[BEGIN]
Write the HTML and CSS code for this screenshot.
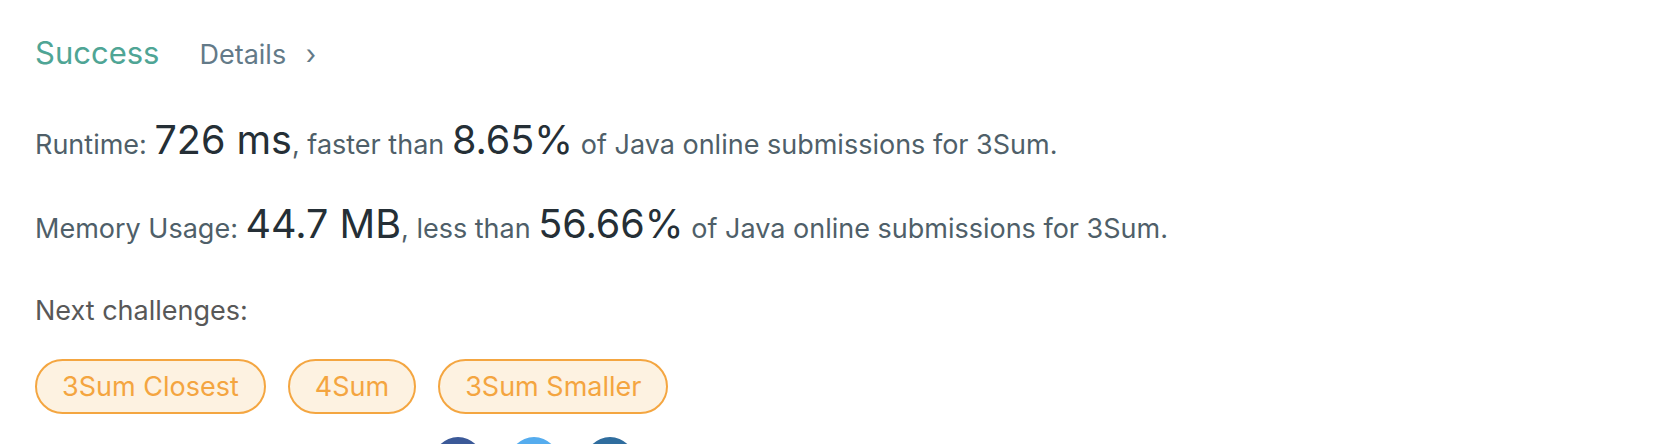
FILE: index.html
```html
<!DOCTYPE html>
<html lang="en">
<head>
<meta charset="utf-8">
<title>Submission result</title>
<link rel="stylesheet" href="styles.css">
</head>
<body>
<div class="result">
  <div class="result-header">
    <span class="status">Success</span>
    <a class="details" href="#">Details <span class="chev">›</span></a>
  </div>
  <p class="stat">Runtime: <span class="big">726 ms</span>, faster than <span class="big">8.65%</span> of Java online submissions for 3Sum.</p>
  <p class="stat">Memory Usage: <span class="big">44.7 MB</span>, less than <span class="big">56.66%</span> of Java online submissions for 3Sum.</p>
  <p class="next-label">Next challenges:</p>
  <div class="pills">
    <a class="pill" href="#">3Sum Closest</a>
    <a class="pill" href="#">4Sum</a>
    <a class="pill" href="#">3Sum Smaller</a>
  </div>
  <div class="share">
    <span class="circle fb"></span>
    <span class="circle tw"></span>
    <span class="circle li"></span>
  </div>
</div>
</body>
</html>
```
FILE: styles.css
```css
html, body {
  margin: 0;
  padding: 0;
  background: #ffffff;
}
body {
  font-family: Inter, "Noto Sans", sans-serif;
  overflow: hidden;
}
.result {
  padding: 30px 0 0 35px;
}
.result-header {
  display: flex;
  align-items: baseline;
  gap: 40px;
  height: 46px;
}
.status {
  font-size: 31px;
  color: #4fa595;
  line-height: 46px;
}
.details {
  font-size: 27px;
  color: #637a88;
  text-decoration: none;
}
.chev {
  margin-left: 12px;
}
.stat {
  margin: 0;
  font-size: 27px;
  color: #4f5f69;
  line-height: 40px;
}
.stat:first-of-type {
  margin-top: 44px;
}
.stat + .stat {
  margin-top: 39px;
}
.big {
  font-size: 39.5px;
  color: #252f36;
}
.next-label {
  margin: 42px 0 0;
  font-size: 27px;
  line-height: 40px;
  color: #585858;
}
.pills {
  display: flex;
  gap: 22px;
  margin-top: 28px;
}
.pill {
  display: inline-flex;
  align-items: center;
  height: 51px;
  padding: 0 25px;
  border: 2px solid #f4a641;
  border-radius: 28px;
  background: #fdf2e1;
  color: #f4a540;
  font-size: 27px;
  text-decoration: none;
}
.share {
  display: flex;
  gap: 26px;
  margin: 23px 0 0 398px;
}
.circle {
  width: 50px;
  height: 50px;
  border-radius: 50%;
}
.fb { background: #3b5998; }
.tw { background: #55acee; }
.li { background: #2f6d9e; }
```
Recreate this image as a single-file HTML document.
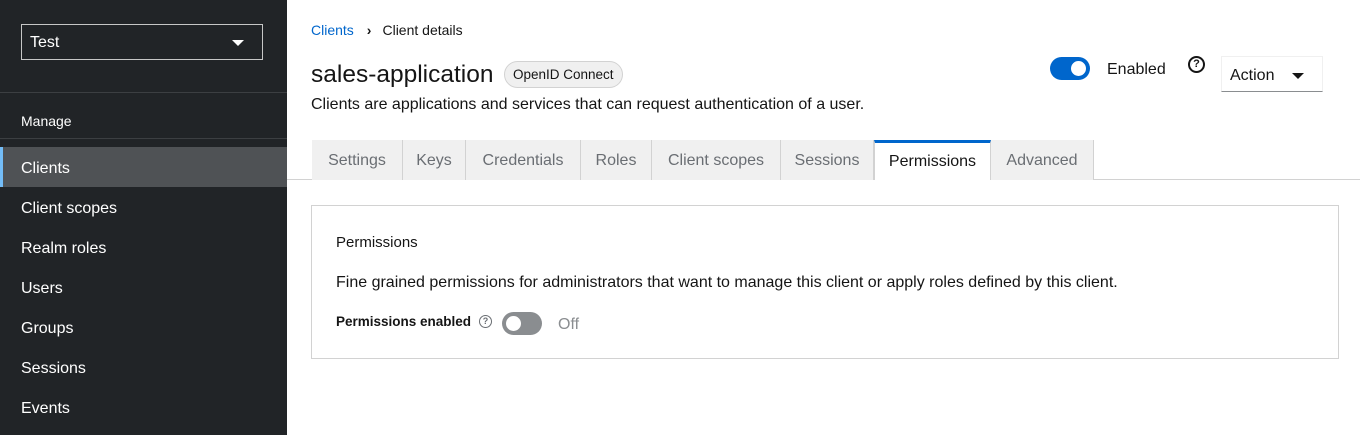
[END]
§ STATED EXERCISE:
Copy all the data exactly as written, but skip any picture.

§ FULL OUTPUT:
Write the HTML and CSS code for this screenshot.
FILE: index.html
```html
<!DOCTYPE html>
<html lang="en">
<head>
<meta charset="utf-8">
<title>Submission result</title>
<link rel="stylesheet" href="styles.css">
</head>
<body>
<div class="result">
  <div class="result-header">
    <span class="status">Success</span>
    <a class="details" href="#">Details <span class="chev">›</span></a>
  </div>
  <p class="stat">Runtime: <span class="big">726 ms</span>, faster than <span class="big">8.65%</span> of Java online submissions for 3Sum.</p>
  <p class="stat">Memory Usage: <span class="big">44.7 MB</span>, less than <span class="big">56.66%</span> of Java online submissions for 3Sum.</p>
  <p class="next-label">Next challenges:</p>
  <div class="pills">
    <a class="pill" href="#">3Sum Closest</a>
    <a class="pill" href="#">4Sum</a>
    <a class="pill" href="#">3Sum Smaller</a>
  </div>
  <div class="share">
    <span class="circle fb"></span>
    <span class="circle tw"></span>
    <span class="circle li"></span>
  </div>
</div>
</body>
</html>
```
FILE: styles.css
```css
html, body {
  margin: 0;
  padding: 0;
  background: #ffffff;
}
body {
  font-family: Inter, "Noto Sans", sans-serif;
  overflow: hidden;
}
.result {
  padding: 30px 0 0 35px;
}
.result-header {
  display: flex;
  align-items: baseline;
  gap: 40px;
  height: 46px;
}
.status {
  font-size: 31px;
  color: #4fa595;
  line-height: 46px;
}
.details {
  font-size: 27px;
  color: #637a88;
  text-decoration: none;
}
.chev {
  margin-left: 12px;
}
.stat {
  margin: 0;
  font-size: 27px;
  color: #4f5f69;
  line-height: 40px;
}
.stat:first-of-type {
  margin-top: 44px;
}
.stat + .stat {
  margin-top: 39px;
}
.big {
  font-size: 39.5px;
  color: #252f36;
}
.next-label {
  margin: 42px 0 0;
  font-size: 27px;
  line-height: 40px;
  color: #585858;
}
.pills {
  display: flex;
  gap: 22px;
  margin-top: 28px;
}
.pill {
  display: inline-flex;
  align-items: center;
  height: 51px;
  padding: 0 25px;
  border: 2px solid #f4a641;
  border-radius: 28px;
  background: #fdf2e1;
  color: #f4a540;
  font-size: 27px;
  text-decoration: none;
}
.share {
  display: flex;
  gap: 26px;
  margin: 23px 0 0 398px;
}
.circle {
  width: 50px;
  height: 50px;
  border-radius: 50%;
}
.fb { background: #3b5998; }
.tw { background: #55acee; }
.li { background: #2f6d9e; }
```
Recreate this image as a single-file HTML document.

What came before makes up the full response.